Consider the following program:

#include <stdio.h>
#include <stdint.h>

int main()
{
    uint16_t result;
    uint16_t ui = 1;
    int16_t si = -1;
    
    result = si * ui;
    
    printf("%i", result);

    return 0;
}

This prints the value 65535, which is what I expect after having read this post: si is converted to ui, so max+1 is added to it. Now, in the next code snippet, I change the type of result to uint_fast16_t.

#include <stdio.h>
#include <stdint.h>

int main()
{
    uint_fast16_t result;
    uint16_t ui = 1;
    int16_t si = -1;
    
    result = si * ui;
    
    printf("%li", result);

    return 0;
}

Now, the result is -1. What happens here? How can the result be signed?


Solution

  • Please see below code(As @Tom Karzes said that uint_fast16_t may be an ordinary unsigned int on some systems. In that case, %lu would be the wrong format.

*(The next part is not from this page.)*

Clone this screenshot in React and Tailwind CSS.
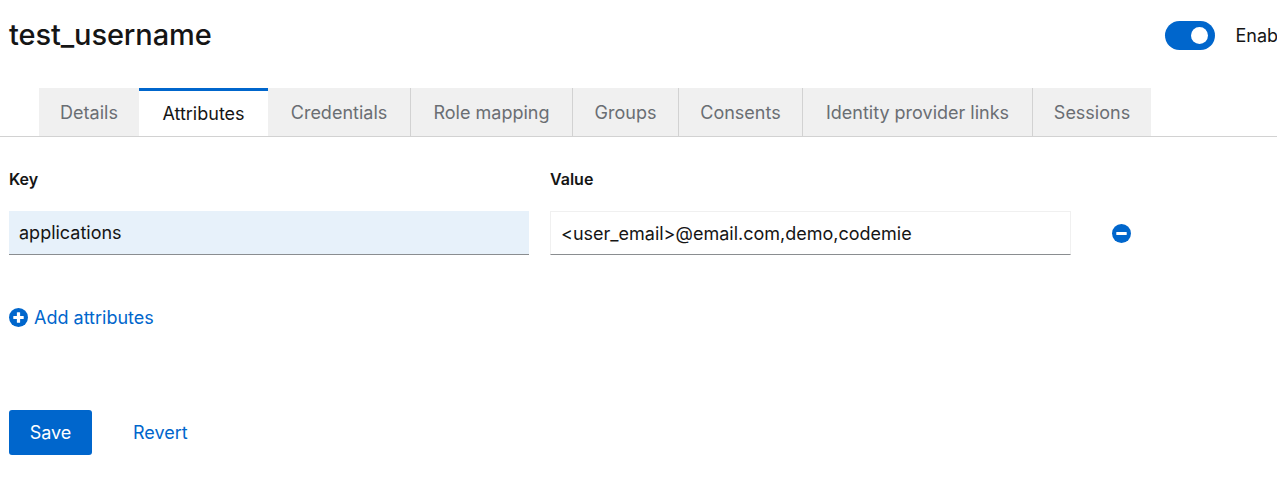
import React from 'react';

const tabs = [
  { label: 'Details', w: 'w-[100px]' },
  { label: 'Attributes', w: 'w-[129px]', active: true },
  { label: 'Credentials', w: 'w-[142px]' },
  { label: 'Role mapping', w: 'w-[162px]' },
  { label: 'Groups', w: 'w-[106px]' },
  { label: 'Consents', w: 'w-[124px]' },
  { label: 'Identity provider links', w: 'w-[230px]' },
  { label: 'Sessions', w: 'w-[119px]' },
];

const MinusCircle = () => (
  <svg width="19" height="19" viewBox="0 0 20 20">
    <circle cx="10" cy="10" r="10" fill="#0066cc" />
    <rect x="4.5" y="8.3" width="11" height="3.4" rx="0.6" fill="#fff" />
  </svg>
);

const PlusCircle = () => (
  <svg width="19" height="19" viewBox="0 0 20 20">
    <circle cx="10" cy="10" r="10" fill="#0066cc" />
    <rect x="4.5" y="8.3" width="11" height="3.4" rx="0.6" fill="#fff" />
    <rect x="8.3" y="4.5" width="3.4" height="11" rx="0.6" fill="#fff" />
  </svg>
);

const App = () => {
  return (
    <div
      className="w-[1277px] h-[487px] overflow-hidden bg-white text-[#151515]"
      style={{ fontFamily: 'Inter, "Open Sans", sans-serif' }}
    >
      {/* header */}
      <div className="flex items-center justify-between pl-[9px] h-[70px] w-[1330px]">
        <h1 className="text-[29px] font-medium tracking-[-0.1px]">test_username</h1>
        <div className="flex items-center gap-[21px] pr-[26px]">
          <div className="w-[50px] h-[29px] rounded-full bg-[#0066cc] flex items-center justify-end pr-[7px]">
            <div className="w-[17px] h-[17px] rounded-full bg-white" />
          </div>
          <span className="text-[18px]">Enabled</span>
        </div>
      </div>

      {/* tabs */}
      <div className="mt-[18px] border-b border-[#d2d2d2] pl-[39px] flex">
        {tabs.map((t, i) => (
          <div
            key={t.label}
            className={
              t.active
                ? `${t.w} h-[48px] bg-white border-t-[3px] border-[#0066cc] flex items-center justify-center text-[18px] text-[#151515]`
                : `${t.w} h-[48px] bg-[#f0f0f0] flex items-center justify-center text-[18px] text-[#6a6e73] ${
                    i > 0 && !tabs[i - 1].active ? 'border-l border-[#d2d2d2]' : ''
                  }`
            }
          >
            {t.label}
          </div>
        ))}
      </div>

      {/* attributes */}
      <div className="pl-[9px] pt-[32px]">
        <div className="flex gap-[21px] text-[16px] font-semibold h-[20px] items-center">
          <div className="w-[520px]">Key</div>
          <div className="w-[521px]">Value</div>
        </div>
        <div className="flex items-center gap-[21px] mt-[22px]">
          <div className="w-[520px] h-[44px] bg-[#e7f1fa] border-b border-[#8a8d90] flex items-center px-[10px] text-[18px]">
            applications
          </div>
          <div className="w-[521px] h-[44px] bg-white border border-[#f0f0f0] border-b-[#8a8d90] flex items-center px-[10px] text-[18px]">
            &lt;user_email&gt;@email.com,demo,codemie
          </div>
          <div className="ml-[20px] flex items-center">
            <MinusCircle />
          </div>
        </div>

        <div className="flex items-center gap-[6px] mt-[49px] text-[#0066cc] text-[18px]">
          <PlusCircle />
          <span>Add attributes</span>
        </div>

        <div className="flex items-center gap-[41px] mt-[79px]">
          <button className="w-[83px] h-[45px] rounded-[3px] bg-[#0066cc] text-white text-[18px]">
            Save
          </button>
          <button className="text-[#0066cc] text-[18px]">Revert</button>
        </div>
      </div>
    </div>
  );
};

export default App;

And @bolov said that should use printf("%" PRIuFAST16 "\n", result); and printf("%" PRIdFAST16 "\n", (int_fast16_t) result); So I changed my answer):

    #include <stdio.h>
    #include <stdint.h>
    #include <inttypes.h>
    
    
    int main()
    {
        uint_fast16_t result;
        uint16_t ui = 1;
        int16_t si = -1;
        
        result = si * ui;
        printf("sizeof(result) is %zu\n", sizeof(result));
    
        printf("%" PRIuFAST16 "\n", result);
        printf("%" PRIdFAST16 "\n", (int_fast16_t) result);
    
        return 0;
    }
    
    

    Run it will output(on 64-bit computer):

    sizeof(result) is 8
    18446744073709551615
    -1
    

    Why output is different for the same result? One is %PRIuFAST16, other is %PRIdFAST16.

    It's because it depend on how you see it, as unsigned or signed.